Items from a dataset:
>>>
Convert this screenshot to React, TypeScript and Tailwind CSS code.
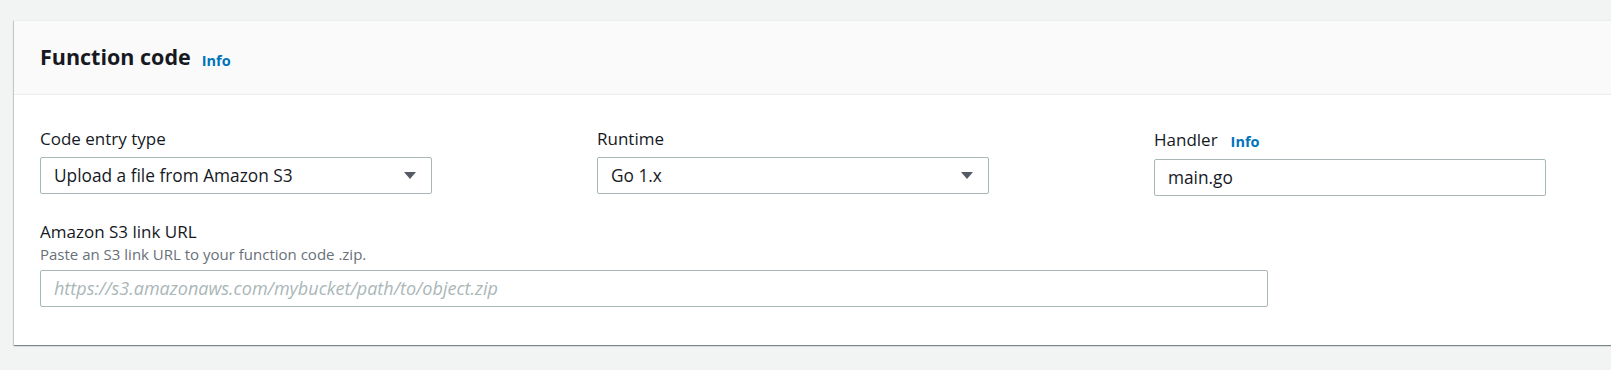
function Caret() {
  return (
    <svg width="12" height="7" viewBox="0 0 12 7" aria-hidden="true">
      <path d="M0 0 L12 0 L6 7 Z" fill="#545b64" />
    </svg>
  )
}

function InfoLink() {
  return <span className="text-[14.5px] font-bold text-[#0073bb] leading-none">Info</span>
}

function SelectBox({ value }: { value: string }) {
  return (
    <div className="flex h-[37px] w-[392px] items-center justify-between rounded-[2px] border border-[#aab7b8] bg-white pl-[13px] pr-[15px] text-[17.3px] text-[#16191f]">
      <span>{value}</span>
      <Caret />
    </div>
  )
}

export default function App() {
  return (
    <div
      className="h-[370px] w-full overflow-hidden bg-[#f2f3f3] pt-[20px] pl-[14px]"
      style={{ fontFamily: '"Open Sans", "Noto Sans", Arial, sans-serif' }}
    >
      <div className="mr-[-10px] h-[325px] border-t border-[#eaeded] bg-white shadow-[0_1px_1px_0_rgba(0,28,36,0.3),1px_1px_1px_0_rgba(0,28,36,0.15),-1px_1px_1px_0_rgba(0,28,36,0.15)]">
        {/* Header */}
        <div className="flex h-[74px] items-center gap-[11px] border-b border-[#eaeded] bg-[#fafafa] pl-[26px]">
          <h2 className="text-[21.5px] font-bold text-[#16191f]">Function code</h2>
          <span className="pt-[4px]">
            <InfoLink />
          </span>
        </div>

        {/* Body */}
        <div className="pl-[26px] pt-[32px]">
          <div className="flex gap-[165px]">
            <div className="flex flex-col">
              <label className="mb-[6px] text-[17px] leading-[24px] text-[#16191f]">Code entry type</label>
              <SelectBox value="Upload a file from Amazon S3" />
            </div>
            <div className="flex flex-col">
              <label className="mb-[6px] text-[17px] leading-[24px] text-[#16191f]">Runtime</label>
              <SelectBox value="Go 1.x" />
            </div>
            <div className="flex flex-col">
              <div className="mb-[6px] flex items-center gap-[13px] text-[17px] leading-[24px] text-[#16191f]">
                <label>Handler</label>
                <span className="pt-[2px]">
                  <InfoLink />
                </span>
              </div>
              <div className="flex h-[37px] w-[392px] items-center rounded-[2px] border border-[#aab7b8] bg-white pl-[13px] text-[17.3px] text-[#16191f]">
                main.go
              </div>
            </div>
          </div>

          <div className="mt-[24px] flex flex-col">
            <label className="text-[17px] leading-[24px] text-[#16191f]">Amazon S3 link URL</label>
            <span className="text-[15px] leading-[20px] text-[#687078]">
              Paste an S3 link URL to your function code .zip.
            </span>
            <div className="mt-[6px] flex h-[37px] w-[1228px] items-center rounded-[2px] border border-[#aab7b8] bg-white pl-[13px] text-[18px] italic text-[#aab7b8]">
              https://s3.amazonaws.com/mybucket/path/to/object.zip
            </div>
          </div>
        </div>
      </div>
    </div>
  )
}
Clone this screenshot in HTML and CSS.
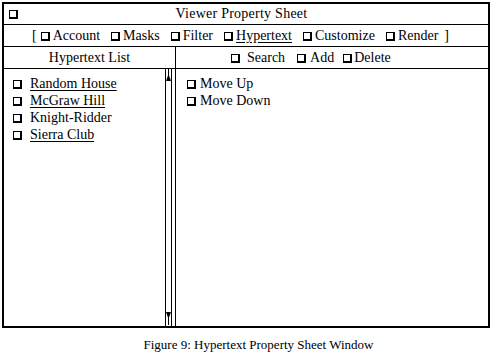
<<<
Without including any picture, retype the entries exactly.

Convert this screenshot to React, TypeScript and Tailwind CSS code.
function Caret() {
  return (
    <svg width="12" height="7" viewBox="0 0 12 7" aria-hidden="true">
      <path d="M0 0 L12 0 L6 7 Z" fill="#545b64" />
    </svg>
  )
}

function InfoLink() {
  return <span className="text-[14.5px] font-bold text-[#0073bb] leading-none">Info</span>
}

function SelectBox({ value }: { value: string }) {
  return (
    <div className="flex h-[37px] w-[392px] items-center justify-between rounded-[2px] border border-[#aab7b8] bg-white pl-[13px] pr-[15px] text-[17.3px] text-[#16191f]">
      <span>{value}</span>
      <Caret />
    </div>
  )
}

export default function App() {
  return (
    <div
      className="h-[370px] w-full overflow-hidden bg-[#f2f3f3] pt-[20px] pl-[14px]"
      style={{ fontFamily: '"Open Sans", "Noto Sans", Arial, sans-serif' }}
    >
      <div className="mr-[-10px] h-[325px] border-t border-[#eaeded] bg-white shadow-[0_1px_1px_0_rgba(0,28,36,0.3),1px_1px_1px_0_rgba(0,28,36,0.15),-1px_1px_1px_0_rgba(0,28,36,0.15)]">
        {/* Header */}
        <div className="flex h-[74px] items-center gap-[11px] border-b border-[#eaeded] bg-[#fafafa] pl-[26px]">
          <h2 className="text-[21.5px] font-bold text-[#16191f]">Function code</h2>
          <span className="pt-[4px]">
            <InfoLink />
          </span>
        </div>

        {/* Body */}
        <div className="pl-[26px] pt-[32px]">
          <div className="flex gap-[165px]">
            <div className="flex flex-col">
              <label className="mb-[6px] text-[17px] leading-[24px] text-[#16191f]">Code entry type</label>
              <SelectBox value="Upload a file from Amazon S3" />
            </div>
            <div className="flex flex-col">
              <label className="mb-[6px] text-[17px] leading-[24px] text-[#16191f]">Runtime</label>
              <SelectBox value="Go 1.x" />
            </div>
            <div className="flex flex-col">
              <div className="mb-[6px] flex items-center gap-[13px] text-[17px] leading-[24px] text-[#16191f]">
                <label>Handler</label>
                <span className="pt-[2px]">
                  <InfoLink />
                </span>
              </div>
              <div className="flex h-[37px] w-[392px] items-center rounded-[2px] border border-[#aab7b8] bg-white pl-[13px] text-[17.3px] text-[#16191f]">
                main.go
              </div>
            </div>
          </div>

          <div className="mt-[24px] flex flex-col">
            <label className="text-[17px] leading-[24px] text-[#16191f]">Amazon S3 link URL</label>
            <span className="text-[15px] leading-[20px] text-[#687078]">
              Paste an S3 link URL to your function code .zip.
            </span>
            <div className="mt-[6px] flex h-[37px] w-[1228px] items-center rounded-[2px] border border-[#aab7b8] bg-white pl-[13px] text-[18px] italic text-[#aab7b8]">
              https://s3.amazonaws.com/mybucket/path/to/object.zip
            </div>
          </div>
        </div>
      </div>
    </div>
  )
}
Clone this screenshot in HTML and CSS.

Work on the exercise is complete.